Friday, August 14, 2009

How Long Do You Stay?

How Long Do You Stay?
When Do You Quit?

If a situation or relationship brings out the worst in you, do you stay?
If you get indigestion after you eat in a restaurant you enjoy, do you go back?
If you are tired of picking up after your kids, do you continue?
If you embarrass yourself when you drink too much, do you do it again?

Are you banging your head against the same wall again and again?
Are you living or working in a situation that makes sick and tired?
Are you hanging in there with someone expecting them to change?
Are you asking for and demanding something that seems impossible?

When do you let go?
Are your loyalties for a lifetime, even if it kills you?
Are you willing to sacrifice because you made a promise?
Do you believe you can change the person or situation?

Do you quit too soon?
Do you stay too long?
Do you try for change?
Do you hang on with no results?

Life is a choice.
You are responsible first for your own well-being.
You cannot expect others to care about you when they do not care for themselves.
You can treat yourself with respect, trust and care to teach others how to treat themselves and you.

You must model the behavior you want to teach.
You must be a good steward of your own life energy.
You must always seek for better ways of living and loving.
You must be true to your real purpose for being here.

If you can see it it time to let go.
Communicate exactly what you intend.
If asked why, be specific and explicit.
State “I feel…, I want ….I am willing….” without guilt or blame.

Set clear timelines and state specific choices to care for yourself.
If the other asks for reasons, be clear about what you want and are willing to do to have what you want.
Staying too long drags out the uncertainty and feelings of fear and failure.
Leaving too soon, does not allow completion and learning the lessons of patience and trust.

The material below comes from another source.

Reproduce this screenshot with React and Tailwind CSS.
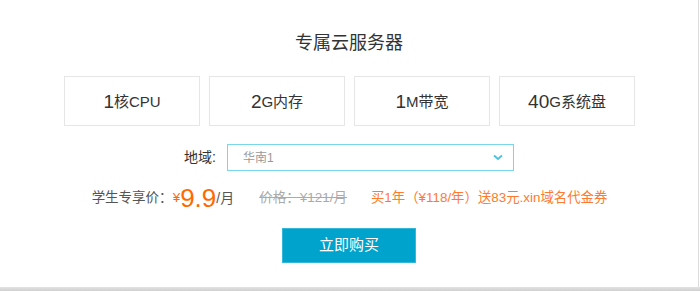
export default function App() {
  const font = { fontFamily: '"Liberation Sans", "Noto Sans CJK SC", sans-serif' };
  const boxes = [
    ["1", "核CPU"],
    ["2", "G内存"],
    ["1", "M带宽"],
    ["40", "G系统盘"],
  ];
  return (
    <div className="w-[700px] h-[291px] bg-white flex flex-col" style={font}>
      <div className="w-[699px] h-[287px] border-r border-[#dcdcdc] flex flex-col items-center">
        <div className="pt-[31px] h-[55px] text-[18px] leading-[24px] text-[#333]">专属云服务器</div>
        <div className="mt-[21px] flex gap-[9px] pl-[1px]">
          {boxes.map(([n, u], i) => (
            <div
              key={i}
              className="w-[136px] h-[50px] border border-[#e6e6e6] flex items-center justify-center text-[#333]"
            >
              <span className="text-[19px] leading-none">{n}</span>
              <span className="text-[15px] leading-none">{u}</span>
            </div>
          ))}
        </div>
        <div className="mt-[18px] flex items-center h-[27px]">
          <span className="text-[14px] text-[#333] mr-[11px]">地域:</span>
          <div className="w-[287px] h-[27px] border border-[#7ad6ec] flex items-center justify-between pl-[15px] pr-[10px]">
            <span className="text-[12px] text-[#999]">华南1</span>
            <svg width="10" height="7" viewBox="0 0 10 7">
              <path d="M1 1.5 L5 5 L9 1.5" fill="none" stroke="#4cc3e0" strokeWidth="2" />
            </svg>
          </div>
        </div>
        <div className="mt-[12px] h-[30px] flex items-center text-[13.5px] pl-[1px]">
          <span className="text-[#555]">学生专享价：</span>
          <span className="text-[#ff6a00]">¥</span>
          <span className="text-[#ff6a00] text-[26px] leading-none">9.9</span>
          <span className="text-[#555] text-[14px]">/月</span>
          <span className="ml-[25px] text-[#aaa] line-through">价格：¥121/月</span>
          <span className="ml-[24px] text-[#ff7a2e] text-[13.4px]">买1年（¥118/年）送83元.xin域名代金券</span>
        </div>
        <button className="mt-[15px] w-[134px] h-[35px] bg-[#00a3cc] border border-[#33b8da] text-white text-[15px]">
          立即购买
        </button>
      </div>
      <div className="h-[4px] w-full bg-gradient-to-b from-[#e3e3e3] to-[#cfcfcf]" />
    </div>
  );
}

When you decide to leave, make it simple, efficient and without rancor or blame.
When you move on, let go with gratitude for the learnings, with blessings for all concerned.
When you are fulfilling your commitment to yourself, be appreciative of your willingness.
When you let go with love, you will move on to a better place with greater awareness.

You can and must choose what your know to be for the Highest and Best of All.
You can and must release situations where you cannot stay in love and at peace.
You can and must undo what is not for the Good of everyone involved.
You can and must model self care and respect for one Self.

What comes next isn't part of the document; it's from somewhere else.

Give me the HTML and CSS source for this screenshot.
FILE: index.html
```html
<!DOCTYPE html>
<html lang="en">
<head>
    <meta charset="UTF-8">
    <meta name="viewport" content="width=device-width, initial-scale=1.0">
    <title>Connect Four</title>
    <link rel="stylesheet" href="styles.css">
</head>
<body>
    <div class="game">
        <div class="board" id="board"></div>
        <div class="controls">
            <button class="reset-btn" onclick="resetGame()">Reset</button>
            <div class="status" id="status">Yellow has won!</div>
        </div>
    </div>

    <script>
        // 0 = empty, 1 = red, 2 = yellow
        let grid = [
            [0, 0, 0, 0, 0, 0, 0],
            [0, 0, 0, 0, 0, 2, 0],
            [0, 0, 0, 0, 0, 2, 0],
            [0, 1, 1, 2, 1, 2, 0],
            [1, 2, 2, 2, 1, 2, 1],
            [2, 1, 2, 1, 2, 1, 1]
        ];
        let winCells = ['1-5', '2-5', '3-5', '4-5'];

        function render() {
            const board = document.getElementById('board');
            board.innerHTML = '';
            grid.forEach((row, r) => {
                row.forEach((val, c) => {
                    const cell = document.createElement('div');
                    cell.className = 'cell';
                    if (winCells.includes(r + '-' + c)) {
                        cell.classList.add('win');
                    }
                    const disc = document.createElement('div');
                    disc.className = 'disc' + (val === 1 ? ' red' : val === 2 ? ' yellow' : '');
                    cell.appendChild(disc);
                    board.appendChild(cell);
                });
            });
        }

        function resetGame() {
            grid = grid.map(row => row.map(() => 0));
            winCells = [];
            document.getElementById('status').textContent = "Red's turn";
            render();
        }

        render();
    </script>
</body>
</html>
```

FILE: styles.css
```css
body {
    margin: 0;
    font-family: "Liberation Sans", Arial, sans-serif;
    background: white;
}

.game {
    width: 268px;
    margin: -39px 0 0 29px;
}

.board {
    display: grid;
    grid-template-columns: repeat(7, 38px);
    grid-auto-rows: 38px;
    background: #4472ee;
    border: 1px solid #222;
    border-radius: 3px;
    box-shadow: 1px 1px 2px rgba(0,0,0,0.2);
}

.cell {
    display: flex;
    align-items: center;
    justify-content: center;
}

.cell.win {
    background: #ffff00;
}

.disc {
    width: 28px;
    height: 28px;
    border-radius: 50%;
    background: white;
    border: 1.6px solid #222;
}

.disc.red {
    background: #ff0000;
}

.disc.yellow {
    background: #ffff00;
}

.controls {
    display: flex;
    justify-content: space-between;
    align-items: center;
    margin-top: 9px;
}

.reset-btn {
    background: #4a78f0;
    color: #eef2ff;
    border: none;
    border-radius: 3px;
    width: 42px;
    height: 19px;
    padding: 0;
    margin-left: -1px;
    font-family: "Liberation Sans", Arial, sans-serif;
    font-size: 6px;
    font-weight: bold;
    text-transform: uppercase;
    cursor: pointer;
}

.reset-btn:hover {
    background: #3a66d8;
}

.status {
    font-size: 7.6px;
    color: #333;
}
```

Choose to release the past with consciousness, respect for all and trust in the future.
Blessings of Peace to one and all,
Betty Lue


WRITE IT ON YOUR HEART
Write it on your heart
that every day is the best day in the year.
He is rich who owns the day,
and no one owns the day
who allows it to be invaded with fret and anxiety.
Finish every day and be done with it.
You have done what you could.
Some blunders and absurdities, no doubt, crept in.
Forget them as soon as you can, tomorrow is a
new day;
begin it well and serenely,
with too high a spirit to be cumbered with your old nonsense.
This new day is too dear, with its hopes and invitations,
to waste a moment on the yesterdays...

~Ralph Waldo Emerson


Let go quickly and easily of all that depletes you.
Lift your thoughts, words and actions only to the Good.
This is the secret to being happy and filled with the energy of appreciation and fulfillment.

HONORABLE CLOSURE

How do you complete a relationship, a marriage, a teaching-learning experience, a job, a friendship?
How do you know you are really complete?
Often people walk away without really finishing the spiritual work, because it is easier emotionally.
People don’t know how to come to a truly peaceful place, where “good-bye” is really “God be with You.”
When we are complete, we are at peace and in love. We have no regrets, no resentments, no unhappy memories.

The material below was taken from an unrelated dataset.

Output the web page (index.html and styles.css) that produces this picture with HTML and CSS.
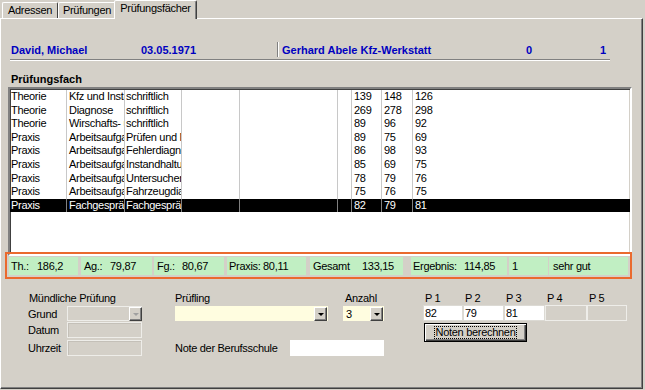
FILE: index.html
```html
<!DOCTYPE html>
<html>
<head>
	<meta charset="utf-8">
	<title>Prüfungsfächer</title>
	<link rel="stylesheet" href="styles.css">
</head>
<body>
	<div class="tabs">
		<div class="tab t1">Adressen</div>
		<div class="tab t2">Prüfungen</div>
		<div class="tab active">Prüfungsfächer</div>
	</div>
	<div class="panel">
		<div class="header">
			<span class="h-name">David, Michael</span>
			<span class="h-date">03.05.1971</span>
			<span class="h-sep"></span>
			<span class="h-firm">Gerhard Abele Kfz-Werkstatt</span>
			<span class="h-a">0</span>
			<span class="h-b">1</span>
		</div>
		<div class="rule"></div>
		<div class="title">Prüfungsfach</div>

		<div class="list">
			<div class="row"><span>Theorie</span><span>Kfz und Instandsetzung</span><span>schriftlich</span><span></span><span></span><span></span><span>139</span><span>148</span><span>126</span></div>
			<div class="row"><span>Theorie</span><span>Diagnose</span><span>schriftlich</span><span></span><span></span><span></span><span>269</span><span>278</span><span>298</span></div>
			<div class="row"><span>Theorie</span><span>Wirschafts- und Sozialkunde</span><span>schriftlich</span><span></span><span></span><span></span><span>89</span><span>96</span><span>92</span></div>
			<div class="row"><span>Praxis</span><span>Arbeitsaufgabe</span><span>Prüfen und Messen</span><span></span><span></span><span></span><span>89</span><span>75</span><span>69</span></div>
			<div class="row"><span>Praxis</span><span>Arbeitsaufgabe</span><span>Fehlerdiagnose</span><span></span><span></span><span></span><span>86</span><span>98</span><span>93</span></div>
			<div class="row"><span>Praxis</span><span>Arbeitsaufgabe</span><span>Instandhaltung</span><span></span><span></span><span></span><span>85</span><span>69</span><span>75</span></div>
			<div class="row"><span>Praxis</span><span>Arbeitsaufgabe</span><span>Untersuchen</span><span></span><span></span><span></span><span>78</span><span>79</span><span>76</span></div>
			<div class="row"><span>Praxis</span><span>Arbeitsaufgabe</span><span>Fahrzeugdiagnose</span><span></span><span></span><span></span><span>75</span><span>76</span><span>75</span></div>
			<div class="row selected"><span>Praxis</span><span>Fachgespräch</span><span>Fachgespräch</span><span></span><span></span><span></span><span>82</span><span>79</span><span>81</span></div>
		</div>

		<div class="status">
			<div class="cell c-th"><span class="lbl">Th.:</span>186,2</div>
			<div class="cell c-ag"><span class="lbl">Ag.:</span>79,87</div>
			<div class="cell c-fg"><span class="lbl">Fg.:</span>80,67</div>
			<div class="cell c-pr"><span class="lbl">Praxis:</span>80,11</div>
			<div class="cell c-ge"><span class="lbl">Gesamt</span>133,15</div>
			<div class="cell c-er"><span class="lbl">Ergebnis:</span>114,85</div>
			<div class="cell c-no">1</div>
			<div class="cell c-tx">sehr gut</div>
		</div>

		<div class="form">
			<div class="f-head">Mündliche Prüfung</div>
			<div class="f-lbl r2">Grund</div>
			<div class="combo disabled r2 cb"><span class="val"></span><span class="drop"></span></div>
			<div class="f-lbl r3">Datum</div>
			<div class="field off r3 cb"></div>
			<div class="f-lbl r4">Uhrzeit</div>
			<div class="field off r4 cb"></div>

			<div class="f-lbl r1 cc">Prüfling</div>
			<div class="combo yellow r2 cc"><span class="val"></span><span class="drop"></span></div>
			<div class="f-lbl r4 cc">Note der Berufsschule</div>
			<div class="field white r4 note"></div>

			<div class="f-lbl r1 cd anz">Anzahl</div>
			<div class="combo yellow r2 cd"><span class="val">3</span><span class="drop"></span></div>

			<div class="pgrid">
				<div class="p-lbl">P 1</div>
				<div class="p-lbl">P 2</div>
				<div class="p-lbl">P 3</div>
				<div class="p-lbl">P 4</div>
				<div class="p-lbl">P 5</div>
				<div class="p-in">82</div>
				<div class="p-in">79</div>
				<div class="p-in">81</div>
				<div class="p-in off"></div>
				<div class="p-in off"></div>
				<div class="btn"><span>Noten berechnen</span></div>
			</div>
		</div>
	</div>
</body>
</html>
```

FILE: styles.css
```css
* {
	padding: 0;
	margin: 0;
	box-sizing: border-box;
}
html, body {
	width: 100%;
	height: 100%;
	background: #d4d0c8;
	font-family: "Liberation Sans", Arial, sans-serif;
	font-size: 11px;
	line-height: 14px;
	letter-spacing: -0.3px;
	color: #000;
	overflow: hidden;
}
/* tabs */
.tabs {
	display: flex;
	align-items: flex-end;
	height: 18px;
	padding-left: 2px;
}
.tab {
	height: 16px;
	border: 1px solid;
	border-bottom: none;
	border-color: #fff #404040 transparent #fff;
	border-radius: 2px 2px 0 0;
	text-align: center;
	line-height: 15px;
}
.t1 { width: 56px; }
.t2 { width: 58px; }
.tab.active {
	position: relative;
	z-index: 1;
	width: 83px;
	height: 19px;
	margin-left: -2px;
	margin-bottom: -1px;
	background: #d4d0c8;
	line-height: 15px;
	box-shadow: inset -1px 0 #808080;
}
.panel {
	width: 643px;
	height: 371px;
	border: 1px solid;
	border-color: #fff #404040 #404040 #fff;
	box-shadow: inset -1px -1px #808080;
}
/* header */
.header {
	display: flex;
	margin: 24px 0 0 10px;
	font-weight: bold;
	letter-spacing: 0;
	color: #0000c0;
	height: 14px;
}
.h-name { width: 130px; }
.h-date { width: 136px; }
.h-sep {
	width: 2px;
	height: 15px;
	margin-top: -1px;
	border-left: 1px solid #808080;
	border-right: 1px solid #fff;
}
.h-firm { width: 247px; padding-left: 3px; }
.h-a { width: 74px; }
.rule {
	width: 600px;
	height: 2px;
	margin: 2px 0 0 9px;
	border-top: 1px solid #808080;
	border-bottom: 1px solid #fff;
}
.title {
	margin: 11px 0 0 10px;
	font-weight: bold;
	letter-spacing: 0;
}
/* list */
.list {
	width: 624px;
	height: 169px;
	margin: 1px 0 0 7px;
	background: #fff;
	border: 2px solid;
	border-color: #808080 #fff #fff #808080;
	box-shadow: inset 1px 1px #404040, inset -1px -1px #d4d0c8;
	padding-top: 1px;
}
.row {
	display: grid;
	grid-template-columns: 57px 58px 57px 58px 98px 14px 30px 31px 1fr;
	height: 13.6px;
	line-height: 13.6px;
}
.row span {
	overflow: hidden;
	white-space: nowrap;
	padding-left: 2px;
	border-right: 1px solid #c8c8c8;
}
.row span:first-child { padding-left: 1px; }
.row span:nth-child(3) { padding-left: 1px; }
.row span:last-child { border-right: none; }
.row.selected {
	background: #000;
	color: #fff;
}
.row.selected span { border-right-color: #808080; }
.row.selected span:last-child { border-right: none; }
/* status line */
.status {
	display: flex;
	width: 627px;
	height: 27px;
	margin: -4px 0 0 4px;
	padding: 3px 2px 2px 2px;
	border: 2px solid #ea6a2e;
}
.cell {
	height: 18px;
	line-height: 18px;
	background: #c1efc3;
	white-space: nowrap;
}
.lbl { display: inline-block; }
.c-th { width: 69px; padding-left: 2px; }
.c-th .lbl { width: 26px; }
.c-ag { width: 71px; margin-left: 3px; padding-left: 3px; }
.c-ag .lbl { width: 26px; }
.c-fg { width: 70px; margin-left: 2px; padding-left: 3px; }
.c-fg .lbl { width: 25px; }
.c-pr { width: 79px; margin-left: 3px; padding-left: 2px; }
.c-pr .lbl { width: 34px; }
.c-ge { width: 93px; margin-left: 4px; padding-left: 3px; }
.c-ge .lbl { width: 49px; }
.c-er { width: 96px; margin-left: 8px; padding-left: 2px; }
.c-er .lbl { width: 51px; }
.c-no { width: 39px; margin-left: 2px; padding-left: 3px; }
.c-tx { width: 79px; margin-left: 1px; padding-left: 4px; }
/* lower form */
.form {
	display: grid;
	grid-template-columns: 39px 75px 33px 153px 15px 41px 39px 204px;
	grid-template-rows: 13px 17px 17px 18px;
	margin: 13px 0 0 27px;
}
.f-head {
	grid-column: 1 / 4;
	grid-row: 1;
	line-height: 13px;
	padding-left: 1px;
}
.f-lbl {
	grid-column: 1;
	line-height: 16px;
	white-space: nowrap;
}
.r1 { grid-row: 1; line-height: 13px; }
.r2 { grid-row: 2; margin-top: 1px; }
.r3 { grid-row: 3; }
.r4 { grid-row: 4; margin-top: 1px; }
.cb { grid-column: 2; }
.cc { grid-column: 4; }
.cd { grid-column: 6; }
.anz { padding-left: 2px; }
.note {
	grid-column: 4 / 7;
	justify-self: end;
	width: 94px;
}
.field {
	height: 16px;
}
.field.off {
	border: 1px solid #eeede9;
	box-shadow: inset 1px 1px #c4c0b8;
}
.field.white {
	background: #fff;
}
.combo {
	display: flex;
	justify-content: space-between;
	height: 15px;
	padding: 1px 1px 0 0;
}
.combo .val {
	padding-left: 3px;
	line-height: 14px;
}
.combo.yellow { background: #fffde0; }
.combo.disabled {
	border: 1px solid #eeede9;
	border-right: none;
	padding: 0 0 0 0;
}
.drop {
	display: flex;
	align-items: center;
	justify-content: center;
	width: 13px;
	height: 14px;
	background: #d4d0c8;
	border: 1px solid;
	border-color: #fff #404040 #404040 #fff;
	box-shadow: inset -1px -1px #808080;
}
.drop::after {
	content: '';
	border-left: 3px solid transparent;
	border-right: 3px solid transparent;
	border-top: 3px solid #000;
	margin-top: 1px;
}
.disabled .drop::after {
	border-top-color: #a0a0a0;
}
/* P fields */
.pgrid {
	grid-column: 8;
	grid-row: 1 / 4;
	display: grid;
	grid-template-columns: 40px 41px 41px 42px 40px;
	grid-template-rows: 13px 17px 17px;
}
.p-lbl {
	line-height: 13px;
	padding-left: 2px;
}
.p-in {
	height: 16px;
	background: #fff;
	border: 1px solid #dcdad4;
	line-height: 14px;
	padding-left: 1px;
}
.p-in.off {
	background: #d4d0c8;
	border-color: #eeede9;
}
.btn {
	grid-column: 1 / 4;
	grid-row: 3;
	width: 103px;
	height: 19px;
	margin: 1px 0 0 1px;
	border: 1px solid #000;
	box-shadow: inset 1px 1px #fff, inset -1px -1px #404040, inset -2px -2px #808080;
	display: flex;
	align-items: center;
	justify-content: center;
}
.btn span {
	border: 1px dotted #000;
	padding: 0 1px;
	line-height: 11px;
}
```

Honorable closure acknowledges:
1) the learning and growth received,
2) challenges and difficulties experienced,
3) appreciation of gifts and blessings,
4) forgiveness and amends made.

Acknowledge within your self and the other all that you have learned and how you have grown and benefited from the experience.
Honor and express the challenges and difficulties that occurred and perhaps were endured during the time together.
Offer your gratitude and appreciation to the other for the benefits you received.
Share your forgiveness and/or make amends for those places of unconscious or conscious errors of omission or commission.
Often neither party is aware of what went unexpressed until the two have an opportunity to talk together.
This is very valuable when done with the conscious intention for a peaceful conclusion.
And lastly, give your full appreciation and blessings to those whom you are leaving.

Honorable closure always includes a face to face or heart to heart connection so all parties have an opportunity to express their piece. Incompletion is never one sided.
If one party loses and is in grief neither person is at peace.
Do your part when you part.
When we complete a relationship, job, living situation with honor for all, we are free to choose again without being haunted by the past or unconsciously repeating the same patterns.
To move on, to create anew, to be fully inspired requires honorable closure. Begin now.
Saying good-bye can be done with love, respect and profound gratitude and inner peace.